One of Geiser's main themes is that the illusions we create in memory or imagination are both seductive and subject to dissolution. The Secret Story shows a grid of kids' blocks, each with a different brightly colored picture on it, creating a highly fragmented image; one of the blocks rotates, and then they begin to move apart until finally only one is left. Childhood memories are not coherent stories in Geiser's work. The wholeness of the past is irretrievable; as avant-garde filmmaking guru Jonas Mekas once said in another context, all that's left are the fragments. The film's "epiphany" begins when the sound track of ambient wind and water sounds and occasional music turns into a woman's wordless chant and the mother figure appears in a forest illuminated by a pattern of moving light and shadow. These images are intercut with a single shot of the blocks under the same pattern of moving light. In a commercial film, this technique would indicate spatial contiguity, but Geiser replaces that interference with the idea of an emotional continuum that overrides geography: the moving light not only connects childhood enchantment with her mother's redemption but reveals the constructed nature of both experiences.
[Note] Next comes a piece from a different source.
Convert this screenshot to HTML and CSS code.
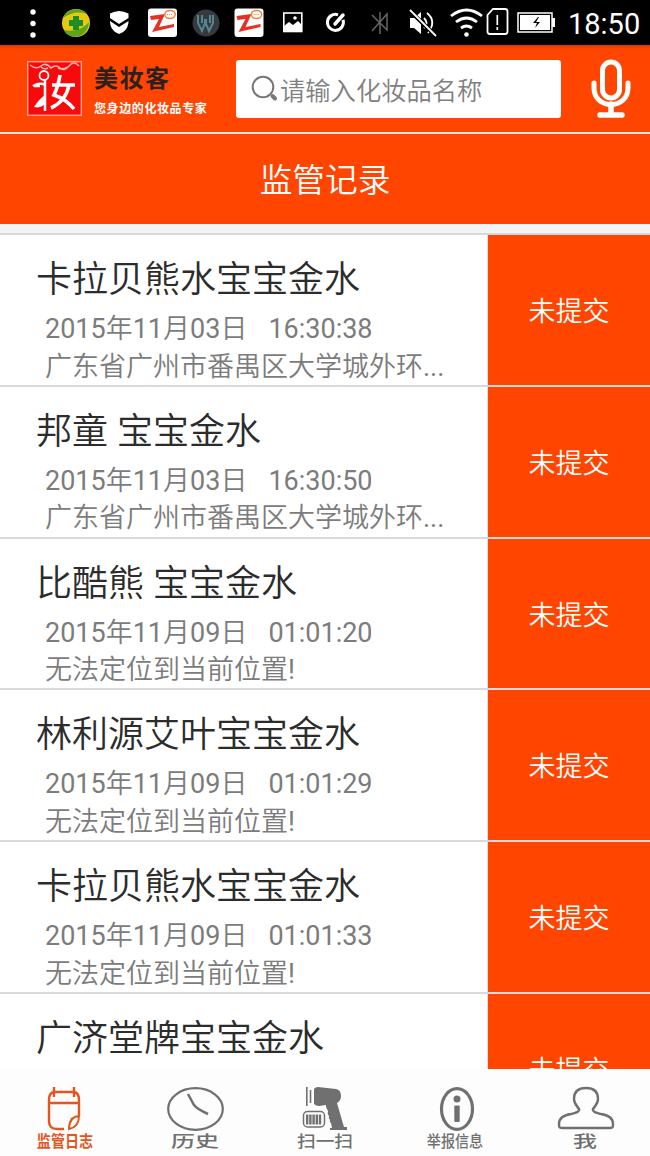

In general Geiser's constructions and conflations set her figures adrift in space and time. Frequently looking toward the past--the decor of her films often signals prior decades--she also attempts to stop time, creating dream worlds in which memory and fantasy intertwine. Immer Zu and Lost Motion both appear to begin with images of clocks (the moving hand in Lost Motion is actually an old radio dial), going backward as well as forward. Both films have repetitive sound tracks that don't really progress, helping to suspend time. In Immer Zu, it's a collage of music from 40s Hollywood films, and in Lost Motion, it's a kind of trance music by Tom Recchion.
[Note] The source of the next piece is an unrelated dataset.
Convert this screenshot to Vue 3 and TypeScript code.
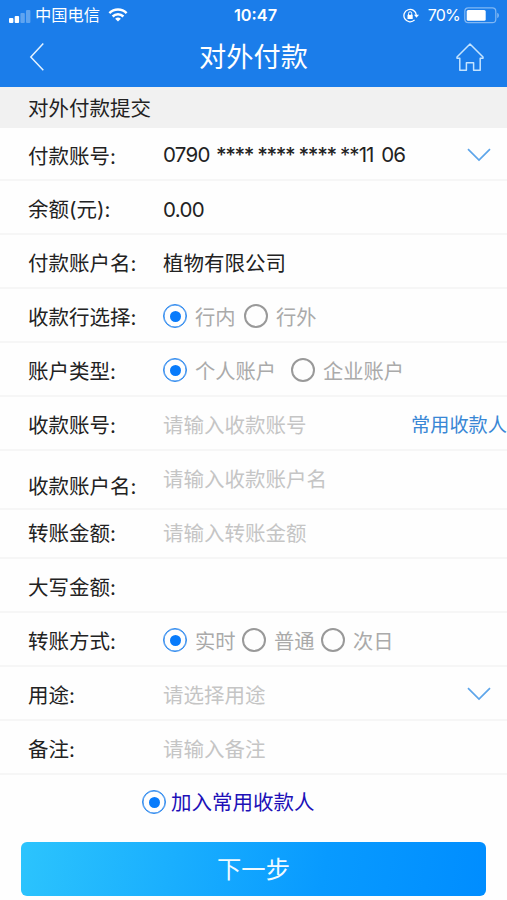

Geiser's dream worlds include failure too: things seldom come together, and when they do, we sense their artificiality. One might look for the roots of such a vision in a troubled childhood, but Geiser says her large, relatively happy family was "not dysfunctional" and remains in close touch. She mentions instead the anxiety induced by elementary-school shelter drills in the late 50s and early 60s, which conjured up the possibility of nuclear annihilation. "There was a feeling that the end of the world could be near, the kind of destruction that had never been visited on us before." She was afraid but also fascinated--she loved apocalyptic B-movies like The Day the Earth Stood Still.
Unlike many animators, Geiser doesn't try to create realistic spaces even in single shots. There are depth effects to be sure, but like her editing they don't produce a space one feels one could walk through. She acknowledges a love for Gothic art and cathedrals and the frescoes of Giotto--and calls the much later Raphael "almost too voluptuous, too finished, too grand, too trying to be real." Avoiding realistic illusions, she leaves more space for viewers to wander and to invent their own stories. Geiser's discontinuities suggest that cinema cannot replace physical reality; her fragmented images and narratives are seductive but don't offer enough information to feel "finished."
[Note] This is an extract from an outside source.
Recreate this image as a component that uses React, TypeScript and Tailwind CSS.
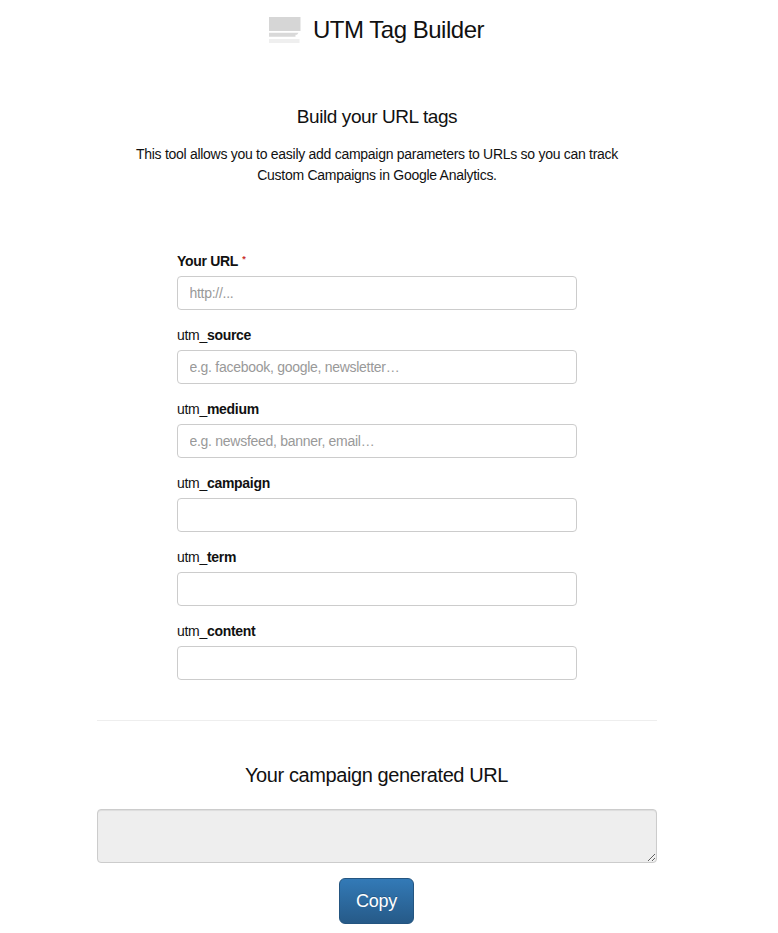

Lost Motion is the sumptuously told tale of a failed search. Inspired by the figure of a man with a coat over his arm--it "really felt like he was waiting for someone," Geiser says--she concocted a narrative of missed connections. A letter suggests that a woman will meet the man at a Chicago train station, but when he goes there she doesn't arrive--though her face replaces those of the passengers, presumably as he thinks about her. Eventually he winds up on the wrong side of the tracks, in a forest of industrial buildings obviously built from erector sets, including such moving pieces as a turning wheel. Seductive female figures appear, and he lies beside one; Geiser says that someone dubbed this the "erector-set brothel scene."
In her most visually lush film to date, Geiser superimposes images and drapes her scenes in moving shadow patterns. She depicts the train's arrival by superimposing images of dolls exiting model trains over the searching man's figure. Using a dollhouse as a set and illuminating the windows from outside with daylight filtered through moving leaves, she creates dramatic shadows, and her thick colors in Lost Motion enhance a densely layered fabric of patterns and figures. Ultimately the film's fragmentary constructions become more than modernist denials of illusion and assertions of materiality: essential to the film's tone, Geiser's obviously illusory images evoke strong feelings as the mundane drama of a failed meeting becomes intertwined with an essay on the way our lushest dreams fail by virtue of their very extravagance.